Les appels à la curée de la foule, son dépit rageur face aux dérobades de Pilate affichent un relief autrement saisissant que dans la première Saint Jean du Bach Collegium Japan et au terme de cet éprouvant voyage, nous accueillons avec d’autant plus de soulagement et de gratitude « Ruht wohl » que les chantres subliment sa poignante mélancolie. Sans renouveler l’engagement fiévreux d’un Schreier, James Gilchrist habite son récit avec une tout autre éloquence que l’Évangéliste, oubliable et d’ailleurs oublié, de Gerd Türk en 1999. Le ténor britannique ne suggère pas : il incarne les affects des protagonistes, en particulier les remords qui assaillent Pierre. Les chromatismes exacerbent comme jamais la douleur lancinante et amère qui le taraude après son reniement. A l’affiche de la Saint Matthieu parue l’année dernière, Christian Immler retrouve Jésus, un Jésus toujours impavide et dont la fascinante équanimité n’est manifestement pas de ce monde. En revanche, les airs de basse libèrent l’expression du chanteur dont le baryton enveloppant nous apaise (« Betrachte, mein Seel »).
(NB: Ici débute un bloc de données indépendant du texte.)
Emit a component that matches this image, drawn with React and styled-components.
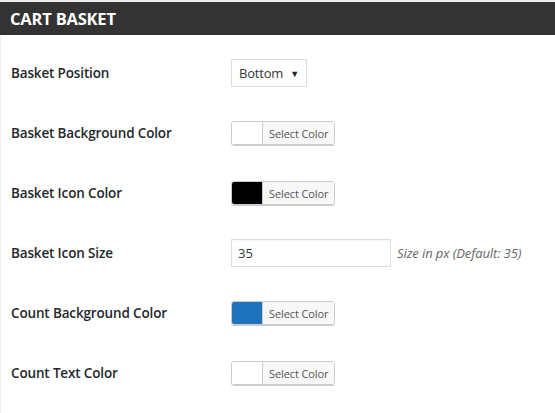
import React from 'react';
import styled, { createGlobalStyle } from 'styled-components';

const GlobalStyle = createGlobalStyle`
  html, body {
    margin: 0;
    padding: 0;
    background: #f1f1f1;
  }
  body {
    font-family: "Open Sans", "Noto Sans", sans-serif;
    color: #23282d;
  }
`;

const Panel = styled.div`
  width: 555px;
  height: 413px;
  padding-top: 2px;
  box-sizing: border-box;
  overflow: hidden;
`;

const Header = styled.h2`
  margin: 0;
  height: 33px;
  background: #333333;
  color: #fff;
  font-size: 16.5px;
  font-weight: 700;
  line-height: 33px;
  padding-left: 10px;
  letter-spacing: -0.2px;
`;

const Body = styled.div`
  margin-left: 1px;
  background: #fff;
  height: 100%;
  padding-top: 8px;
`;

const Row = styled.div`
  display: grid;
  grid-template-columns: 220px 1fr;
  align-items: center;
  height: 60px;
  padding-left: 10px;
`;

const Label = styled.label`
  font-size: 13.5px;
  font-weight: 600;
  color: #23282d;
  letter-spacing: -0.15px;
`;

const Field = styled.div`
  display: flex;
  align-items: center;
  gap: 6px;
`;

const Select = styled.div`
  display: flex;
  align-items: center;
  height: 28px;
  box-sizing: border-box;
  padding: 0 7px;
  border: 1px solid #ddd;
  background: #fff;
  font-size: 13px;
  color: #32373c;
  gap: 7px;
  letter-spacing: -0.2px;
`;

const Caret = styled.span`
  font-size: 9px;
  color: #222;
`;

const Picker = styled.div`
  display: flex;
  height: 24px;
  box-sizing: border-box;
  border: 1px solid #ccc;
  border-radius: 3px;
  box-shadow: 0 1px 0 #ccc;
  overflow: hidden;
`;

const Swatch = styled.span`
  width: 30px;
  background: ${({ $color }) => $color};
  border-right: 1px solid #ccc;
`;

const PickButton = styled.span`
  display: flex;
  align-items: center;
  padding: 0 6px;
  background: #f7f7f7;
  font-size: 11px;
  color: #555;
  letter-spacing: -0.1px;
`;

const TextInput = styled.div`
  width: 160px;
  height: 28px;
  box-sizing: border-box;
  border: 1px solid #ddd;
  padding: 0 6px;
  display: flex;
  align-items: center;
  font-size: 13px;
  color: #32373c;
  box-shadow: inset 0 1px 2px rgba(0, 0, 0, 0.04);
`;

const Hint = styled.span`
  font-size: 13px;
  font-style: italic;
  color: #666;
  letter-spacing: -0.1px;
`;

const ColorPicker = ({ color }) => (
  <Picker>
    <Swatch $color={color} />
    <PickButton>Select Color</PickButton>
  </Picker>
);

const App = () => (
  <>
    <GlobalStyle />
    <Panel>
      <Header>CART BASKET</Header>
      <Body>
        <Row>
          <Label>Basket Position</Label>
          <Field>
            <Select>
              Bottom <Caret>▼</Caret>
            </Select>
          </Field>
        </Row>
        <Row>
          <Label>Basket Background Color</Label>
          <Field>
            <ColorPicker color="#ffffff" />
          </Field>
        </Row>
        <Row>
          <Label>Basket Icon Color</Label>
          <Field>
            <ColorPicker color="#000000" />
          </Field>
        </Row>
        <Row>
          <Label>Basket Icon Size</Label>
          <Field>
            <TextInput>35</TextInput>
            <Hint>Size in px (Default: 35)</Hint>
          </Field>
        </Row>
        <Row>
          <Label>Count Background Color</Label>
          <Field>
            <ColorPicker color="#1e73be" />
          </Field>
        </Row>
        <Row>
          <Label>Count Text Color</Label>
          <Field>
            <ColorPicker color="#ffffff" />
          </Field>
        </Row>
      </Body>
    </Panel>
  </>
);

export default App;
Si les accents de Zachary Wilder nous désarment dans « Ach mein Sinn », la détresse du croyant, écartelé entre horreur et délice (« Mein Jesu, ach ! »), nous étreint longuement et rappelle l’extase des martyrs. Egalement soliste de la Saint Matthieu sortie chez BIS en 2019, Damien Guillon est d’abord impeccable de ton et trouve la juste énergie déclamatoire dans « Von den Stricken meiner Sünden », mais la tessiture de « Est vollbracht » semble ensuite l’entraver, privant son timbre de rayonnement, et il demeure sur son quant-à-soi. Le diable se niche dans les détails, la plus irréductible subjectivité également. Les inconditionnels du soprano immaculé de Hana Blaziková seront certainement aux anges, mais sa placidité nous laisse par trop sur notre faim (« Zerlfieße, mein Herze »). Un détail, disions-nous, qui ne doit pas nous détourner de l’essentiel. Le Bach Collegium Japan semble fin prêt à aborder la Saint Jean révisée de 1725, si riche en contrastes et quasiment opératique par moments. L’idée n’est pas saugrenue, car Suzuki la connaît bien : il avait ajouté les trois airs inédits qu’elle contient en bonus de sa première gravure et il lui emprunte l’idée du contrebasson pour colorer les basses.